Husani Durans de Jesus, diretora para as Américas do ITI, defende que eventuais tarifas sejam “último recurso”, aplicadas apenas de forma temporária e em caso de dano comprovado a um setor. A executiva afirma que o conselho mantém parceria histórica com o Brasil e recomenda diálogo bilateral para evitar medidas retaliatórias.

Principais alegações levadas ao USTR

  • Responsabilidade de plataformas: decisão do STF de junho de 2025 que eliminou o “porto seguro” do Artigo 19 do Marco Civil, permitindo responsabilização prévia por conteúdo de terceiros.
  • Regulação ex-ante de plataformas: projetos PL 2768/2022 e proposta do Ministério da Fazenda (2024) que podem classificar serviços digitais como “sistemicamente relevantes” e impor obrigações prévias.
  • Projeto de Lei de Inteligência Artificial: PL 2338/2023, aprovado no Senado, cria exigências iguais para sistemas de baixo e alto risco e prevê compensação retroativa por uso de obras em treinamento de modelos.
  • Taxa de uso de rede: PL 2804/2024 autoriza a Agência Nacional de Telecomunicações (Anatel) a cobrar 5% da receita bruta de provedores de conteúdo para financiar telecomunicações locais.
  • Exigências a data centers: Resolução 780/2025 da Anatel impõe requisitos de conformidade, segurança e sustentabilidade sem consulta pública prévia.
  • Espectro de 6 GHz: Resolução 772/2025 reservou 700 MHz da faixa para serviços móveis licenciados, revertendo decisão de 2021 que seguia o modelo da Comissão Federal de Comunicações (FCC).
  • Imposto sobre Serviços Digitais: sete projetos em discussão no Congresso, com apoio do Executivo, miram receitas de plataformas digitais e, segundo as entidades, geram risco de dupla tributação.

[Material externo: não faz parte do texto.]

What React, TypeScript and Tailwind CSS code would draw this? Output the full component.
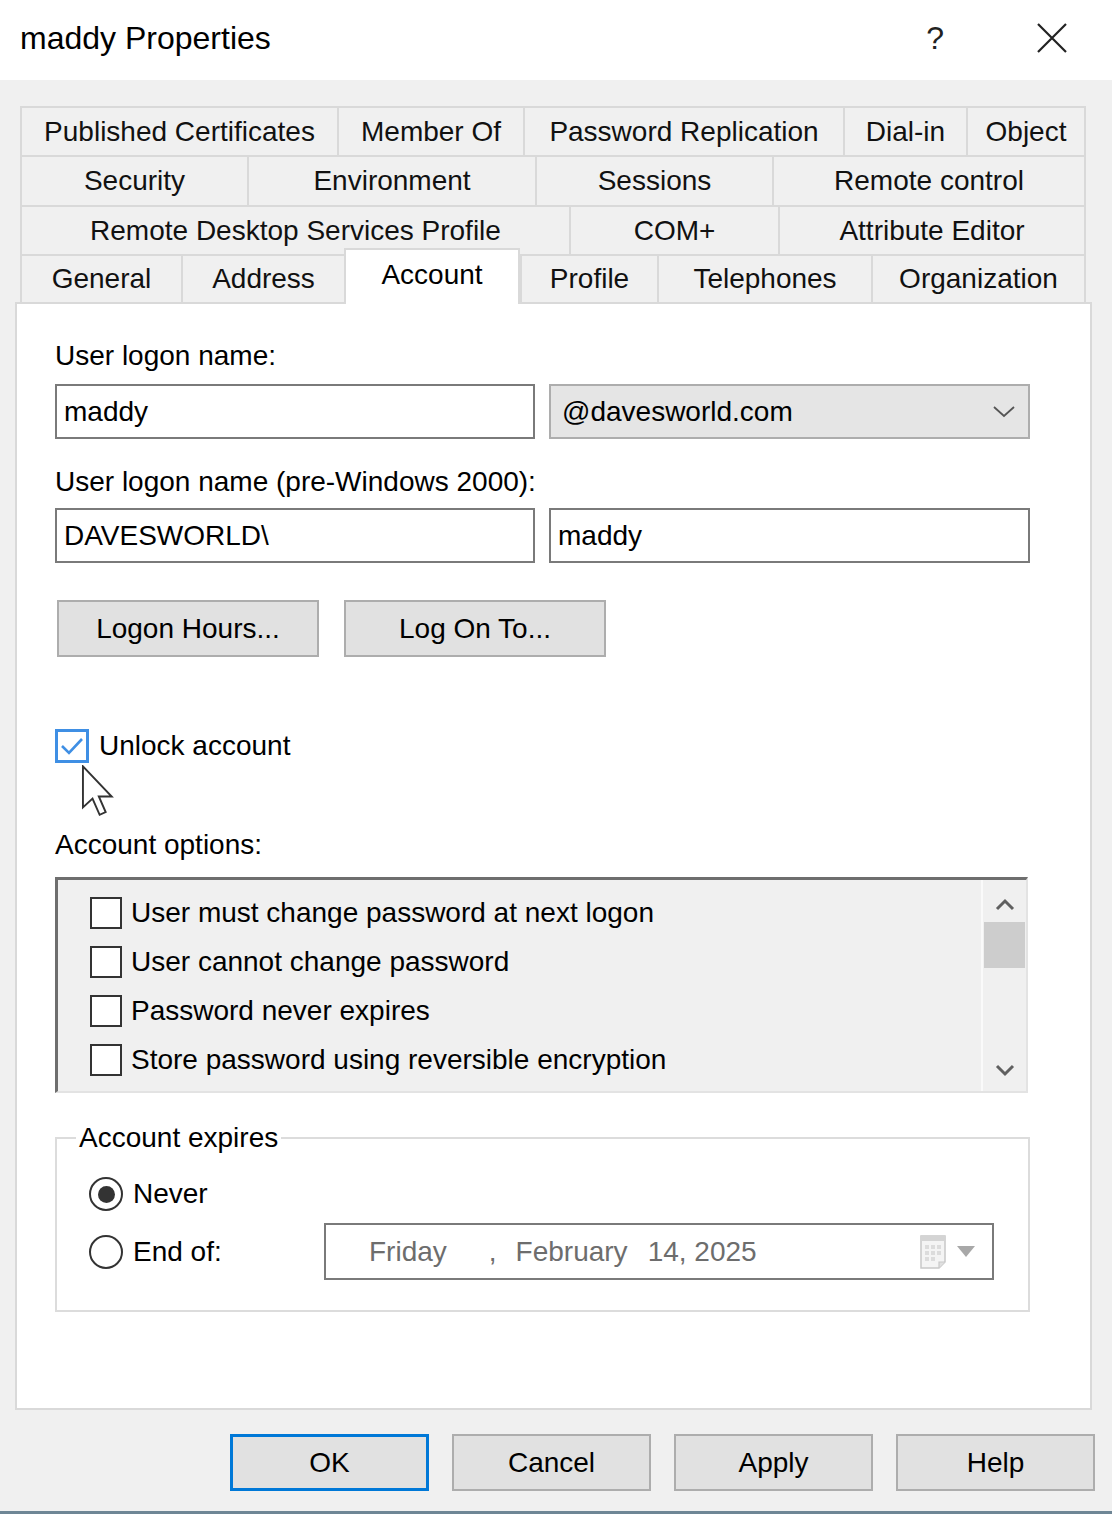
import React from "react";

type Tab = { label: string; w: string; active?: boolean };

const rows: { h: string; tabs: Tab[] }[] = [
  {
    h: "h-[49px]",
    tabs: [
      { label: "Published Certificates", w: "w-[317px]" },
      { label: "Member Of", w: "w-[186px]" },
      { label: "Password Replication", w: "w-[320px]" },
      { label: "Dial-in", w: "w-[123px]" },
      { label: "Object", w: "w-[120px]" },
    ],
  },
  {
    h: "h-[50px]",
    tabs: [
      { label: "Security", w: "w-[227px]" },
      { label: "Environment", w: "w-[288px]" },
      { label: "Sessions", w: "w-[237px]" },
      { label: "Remote control", w: "w-[314px]" },
    ],
  },
  {
    h: "h-[49px]",
    tabs: [
      { label: "Remote Desktop Services Profile", w: "w-[549px]" },
      { label: "COM+", w: "w-[209px]" },
      { label: "Attribute Editor", w: "w-[308px]" },
    ],
  },
  {
    h: "h-[48px]",
    tabs: [
      { label: "General", w: "w-[161px]" },
      { label: "Address", w: "w-[163px]" },
      { label: "Account", w: "w-[176px]", active: true },
      { label: "Profile", w: "w-[137px]" },
      { label: "Telephones", w: "w-[214px]" },
      { label: "Organization", w: "w-[215px]" },
    ],
  },
];

const options = [
  "User must change password at next logon",
  "User cannot change password",
  "Password never expires",
  "Store password using reversible encryption",
];

function Cursor() {
  return (
    <svg
      className="absolute left-[26px] top-[36px] w-[34px] h-[52px]"
      viewBox="0 0 12 19"
    >
      <path
        d="M0.5 0.5 L0.5 15.5 L4 12.3 L6.6 18.2 L8.8 17.2 L6.3 11.5 L11 11.5 Z"
        fill="#ffffff"
        stroke="#333333"
        strokeWidth="0.7"
        strokeLinejoin="miter"
      />
    </svg>
  );
}

export default function App() {
  return (
    <div className="w-[1112px] h-[1514px] flex flex-col bg-[#f0f0f0] font-['Liberation_Sans',Arial,sans-serif] text-black overflow-hidden">
      {/* Title bar */}
      <div className="h-[80px] bg-white flex items-center shrink-0">
        <div className="pl-[20px] text-[32px] leading-none -mt-[4px]">maddy Properties</div>
        <div className="ml-auto flex items-center">
          <div className="text-[32px] leading-none -mt-[4px] mr-[92px] text-[#222]">?</div>
          <svg className="w-[32px] h-[32px] mr-[44px] -mt-[4px]" viewBox="0 0 32 32">
            <path d="M2 2 L30 30 M30 2 L2 30" stroke="#222" strokeWidth="2.2" fill="none" />
          </svg>
        </div>
      </div>

      {/* Tabs */}
      <div className="pt-[26px] pl-[20px] flex flex-col">
        {rows.map((row, ri) => (
          <div key={ri} className={`${row.h} flex items-start`}>
            {row.tabs.map((t, ti) => {
              const last = ti === row.tabs.length - 1;
              if (t.active) {
                return (
                  <div
                    key={t.label}
                    className={`${t.w} relative z-10 -mt-[6px] h-[56px] bg-white border-t-2 border-l-2 border-r-2 border-[#d9d9d9] flex items-center justify-center text-[28px] leading-none`}
                  >
                    <span className="-mt-[4px]">{t.label}</span>
                  </div>
                );
              }
              return (
                <div
                  key={t.label}
                  className={`${t.w} h-full bg-[#f0f0f0] border-t-2 border-l-2 ${last ? "border-r-2" : ""} border-[#d9d9d9] flex items-center justify-center text-[28px] leading-none text-[#111]`}
                >
                  {t.label}
                </div>
              );
            })}
          </div>
        ))}
      </div>

      {/* Panel */}
      <div className="ml-[15px] w-[1077px] h-[1108px] bg-white border-2 border-[#d9d9d9] pl-[38px] pt-[36px] flex flex-col shrink-0">
        <div className="h-[32px] leading-[32px] text-[28px]">User logon name:</div>
        <div className="mt-[12px] flex gap-[14px]">
          <div className="w-[480px] h-[55px] border-2 border-[#7a7a7a] bg-white flex items-center pl-[7px] text-[28px]">
            maddy
          </div>
          <div className="w-[481px] h-[55px] border-2 border-[#adadad] bg-[#e5e5e5] flex items-center pl-[11px] pr-[12px] text-[28px]">
            <span>@davesworld.com</span>
            <svg className="ml-auto w-[24px] h-[14px]" viewBox="0 0 24 14">
              <path d="M2 2 L12 11 L22 2" stroke="#555" strokeWidth="1.8" fill="none" />
            </svg>
          </div>
        </div>

        <div className="mt-[27px] h-[32px] leading-[32px] text-[28px]">User logon name (pre-Windows 2000):</div>
        <div className="mt-[10px] flex gap-[14px]">
          <div className="w-[480px] h-[55px] border-2 border-[#7a7a7a] bg-white flex items-center pl-[7px] text-[28px]">
            DAVESWORLD\
          </div>
          <div className="w-[481px] h-[55px] border-2 border-[#7a7a7a] bg-white flex items-center pl-[7px] text-[28px]">
            maddy
          </div>
        </div>

        <div className="mt-[37px] ml-[2px] flex gap-[25px]">
          <div className="w-[262px] h-[57px] border-2 border-[#adadad] bg-[#e1e1e1] flex items-center justify-center text-[28px]">
            Logon Hours...
          </div>
          <div className="w-[262px] h-[57px] border-2 border-[#adadad] bg-[#e1e1e1] flex items-center justify-center text-[28px]">
            Log On To...
          </div>
        </div>

        <div className="mt-[72px] h-[34px] flex items-center gap-[10px] relative">
          <div className="w-[34px] h-[34px] border-[3px] border-[#3f8fe4] bg-white flex items-center justify-center">
            <svg className="w-[24px] h-[20px]" viewBox="0 0 24 20">
              <path d="M2 10 L9 17 L22 3" stroke="#3f8fe4" strokeWidth="2.6" fill="none" />
            </svg>
          </div>
          <span className="text-[28px] leading-none">Unlock account</span>
          <Cursor />
        </div>

        <div className="mt-[66px] h-[32px] leading-[32px] text-[28px]">Account options:</div>

        <div className="mt-[16px] w-[973px] h-[216px] bg-[#f0f0f0] border-t-[3px] border-l-[3px] border-r-2 border-b-2 border-t-[#6e6e6e] border-l-[#6e6e6e] border-r-[#e3e3e3] border-b-[#e3e3e3] flex">
          <div className="flex-1 pt-[8px] pl-[32px] flex flex-col">
            {options.map((o) => (
              <div key={o} className="h-[49px] flex items-center gap-[9px]">
                <div className="w-[32px] h-[32px] border-2 border-[#333] bg-white" />
                <span className="text-[28px] leading-none">{o}</span>
              </div>
            ))}
          </div>
          <div className="w-[45px] border-l-2 border-[#fafafa] bg-[#f0f0f0] flex flex-col items-center pt-[18px]">
            <svg className="w-[22px] h-[14px]" viewBox="0 0 22 14">
              <path d="M3 11 L11 3 L19 11" stroke="#606060" strokeWidth="3" fill="none" />
            </svg>
            <div className="mt-[10px] w-[41px] h-[46px] bg-[#cdcdcd]" />
            <svg className="mt-auto mb-[14px] w-[22px] h-[14px]" viewBox="0 0 22 14">
              <path d="M3 3 L11 11 L19 3" stroke="#606060" strokeWidth="3" fill="none" />
            </svg>
          </div>
        </div>

        <fieldset className="mt-[29px] w-[975px] border-2 border-[#dcdcdc] pl-[19px] pb-[30px] flex flex-col">
          <legend className="px-[3px] text-[28px] leading-[32px]">Account expires</legend>
          <div className="mt-[23px] h-[34px] ml-[13px] flex items-center gap-[10px]">
            <div className="w-[34px] h-[34px] rounded-full border-2 border-[#333] bg-white flex items-center justify-center">
              <div className="w-[17px] h-[17px] rounded-full bg-[#333]" />
            </div>
            <span className="text-[28px] leading-none">Never</span>
          </div>
          <div className="mt-[12px] h-[57px] ml-[13px] flex items-center">
            <div className="w-[235px] flex items-center gap-[10px]">
              <div className="w-[34px] h-[34px] rounded-full border-2 border-[#333] bg-white" />
              <span className="text-[28px] leading-none">End of:</span>
            </div>
            <div className="w-[670px] h-[57px] border-2 border-[#7a7a7a] bg-white flex items-center text-[28px] text-[#6d6d6d]">
              <span className="ml-[43px]">Friday</span>
              <span className="ml-[42px]">,</span>
              <span className="ml-[19px]">February</span>
              <span className="ml-[20px]">14, 2025</span>
              <svg className="ml-auto w-[30px] h-[36px]" viewBox="0 0 30 36">
                <path d="M2 2 H26 V28 L20 34 H2 Z" fill="#f4f4f4" stroke="#c8c8c8" strokeWidth="1.5" />
                <rect x="2" y="2" width="24" height="5" fill="#d4d4d4" />
                <g fill="#dcdcdc">
                  <rect x="6" y="11" width="4" height="4" />
                  <rect x="12" y="11" width="4" height="4" />
                  <rect x="18" y="11" width="4" height="4" />
                  <rect x="6" y="17" width="4" height="4" />
                  <rect x="12" y="17" width="4" height="4" />
                  <rect x="18" y="17" width="4" height="4" />
                  <rect x="6" y="23" width="4" height="4" />
                  <rect x="12" y="23" width="4" height="4" />
                </g>
                <path d="M20 34 V28 H26" fill="#e0e0e0" stroke="#c8c8c8" strokeWidth="1.2" />
              </svg>
              <svg className="ml-[8px] mr-[17px] w-[18px] h-[11px]" viewBox="0 0 18 11">
                <path d="M0 0 H18 L9 11 Z" fill="#a8a8a8" />
              </svg>
            </div>
          </div>
        </fieldset>
      </div>

      {/* Bottom buttons */}
      <div className="mt-[24px] pr-[17px] flex justify-end gap-[23px]">
        <div className="w-[199px] h-[57px] border-[3px] border-[#0078d7] bg-[#e1e1e1] flex items-center justify-center text-[28px]">
          OK
        </div>
        <div className="w-[199px] h-[57px] border-2 border-[#adadad] bg-[#e1e1e1] flex items-center justify-center text-[28px]">
          Cancel
        </div>
        <div className="w-[199px] h-[57px] border-2 border-[#adadad] bg-[#e1e1e1] flex items-center justify-center text-[28px]">
          Apply
        </div>
        <div className="w-[199px] h-[57px] border-2 border-[#adadad] bg-[#e1e1e1] flex items-center justify-center text-[28px]">
          Help
        </div>
      </div>
      <div className="mt-auto h-[3px] bg-[#6e8695]" />
    </div>
  );
}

As associações também mencionam aumento de IOF, Cide-Royalties e IRRF sobre remessas ao exterior; exigência de conteúdo local; certificação nacional em marketplaces; restrições ao regime ex-tarifário; uso obrigatório do Pix; barreiras técnicas; Plano Brasileiro de IA com ênfase em soberania tecnológica; localização de dados; mercado cinza de dispositivos; mudança na classificação etária de plataformas e ordens extraterritoriais de remoção de conteúdo.

Debate sobre “soberania digital”

O advogado constitucionalista André Marsiglia avalia que o termo “soberania digital” é paradoxal, pois soberania pressupõe limites territoriais, enquanto o ambiente digital se baseia na conexão global. Para ele, o conceito pode ser interpretado como tentativa de ampliar o controle estatal sobre o fluxo de informações.

O desfecho da investigação do USTR pode resultar em tarifas ou outras restrições às exportações brasileiras de tecnologia, aumentando a tensão comercial entre os dois países e impactando decisões de investimento no mercado nacional.